Francois Limoges, a spokesperson for the Quebec Cannabis Industry Association (QCIA), said the main issue with raising the legal age to 21 is that it will only push young consumers — who were previously able to purchase cannabis legally — into the arms of the black market.
“We are as an industry totally disappointed by the government’s decision,” he told CTVNews.ca in a phone interview.
QCIA represents cannabis companies within Quebec that are regulated and provide legal marijuana. They released a statement criticizing the Quebec government’s choice only moments after the bill passed.
Limoges pointed out that one of the main drivers behind the federal government’s decision to legalize cannabis in 2018 was a desire to crack down on the black market and protect Canadians by ensuring that cannabis available to them was regulated and safe.
Quebec’s new decision to raise the age limit seems to go against that very goal, he said.
“You’re pretty much telling the younger generation that you wanna protect, well, ‘go back to your dealers’ — or ‘find a dealer’ — because they’ve been buying legal cannabis for the last 12 months and as we know, when you’re a younger adult you’re not going to wait (to turn 21),” Limoges said.
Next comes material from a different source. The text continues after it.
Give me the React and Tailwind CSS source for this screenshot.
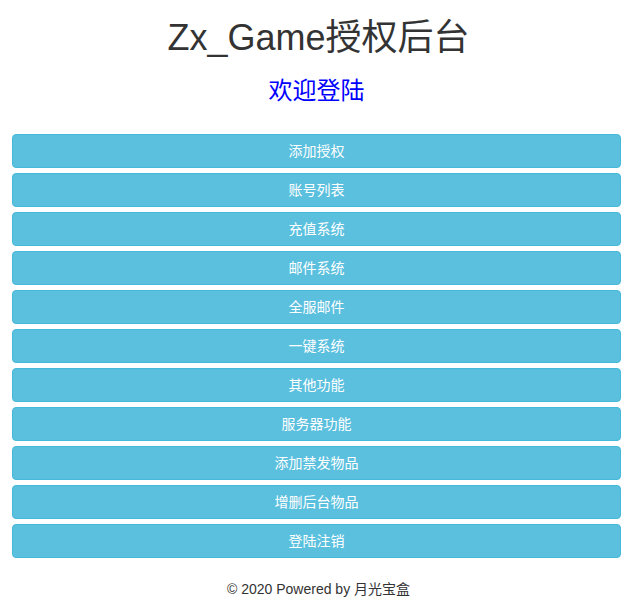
const MENU = [
  '添加授权', '账号列表', '充值系统', '邮件系统', '全服邮件',
  '一键系统', '其他功能', '服务器功能', '添加禁发物品', '增删后台物品', '登陆注销'
];

export default function App() {
  return (
    <div
      className="min-h-screen bg-white text-[#333]"
      style={{ fontFamily: '"Liberation Sans", Arial, "Noto Sans CJK SC", sans-serif' }}
    >
      <h1 className="pt-[18px] text-center text-[36px] leading-[40px]">Zx_Game授权后台</h1>
      <h3 className="mt-[20px] mr-[4px] text-center text-[24px] leading-[26px] text-[#0000ff]">欢迎登陆</h3>

      <div className="mt-[30px] ml-[12px] mr-[16px] flex flex-col gap-[5px]">
        {MENU.map(m => (
          <button
            key={m}
            className="h-[34px] w-full rounded-[4px] border border-[#46b8da] bg-[#5bc0de] text-[14px] text-white"
          >
            {m}
          </button>
        ))}
      </div>

      <p className="mt-[21px] text-center text-[14px] leading-[20px]">© 2020 Powered by 月光宝盒</p>
    </div>
  );
}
With this move, it will “be hard to bring them into the legal market,” once they have reached the new legal age, he added.
Quebec’s association of public health has also criticized the bill, with spokesperson Marianne Dessureault saying it lacks a scientific basis.
In an interview earlier this year she worried that “we are going ahead and maybe transforming a law that sought to protect public health, towards a law that has more of a political flavor.”
She described the bill as having a “populist appeal,” which “doesn’t have (a) place in public health policy.”
Quebec happens to have one of the lowest legal ages for alcohol consumption in the country — most provinces and territories have set 19 as the age that consumers can legally purchase alcohol, but in Quebec, Manitoba and Alberta, it is 18.
When it comes to alcohol, the “social consensus in the province,” is that 18 year olds are adults who can make their own choices, Limoges said, but he believes there is a “stigma” around cannabis that ensures it is viewed differently than alcohol.
He seemed to echo Dessurealth’s concerns, saying that despite research showing that cannabis is not significantly more dangerous than alcohol, there is a “social conservatism from the government … (which) appears to be stuck in the old ways of thinking.”
Quebec’s cannabis laws are some of the strictest in Canada. While Ottawa legalized THC and CBD products including edibles, beverages, vapes and topical forms of cannabis on Oct. 17, exactly one year after Canada legalized recreational marijuana use, Quebec has delayed the process.
The province’s cannabis dispensary, the SQDC, said earlier this month that it expects the second wave of legalization to be gradual starting in mid-December with products that “should be mainly beverages,” including teas, carbonated water and non-alcoholic beers.
Quebec has also appealed a court decision made on Oct. 10 invalidating parts of the province’s cannabis law that prohibited home cultivation. Federal law allows Canadian citizens to grow up to four plants at home, but provinces can adjust their own cannabis regulations.
Prime Minister Justin Trudeau has criticized Quebec’s plan to raise the age limit to 21, saying it could leave an opening for organized crime.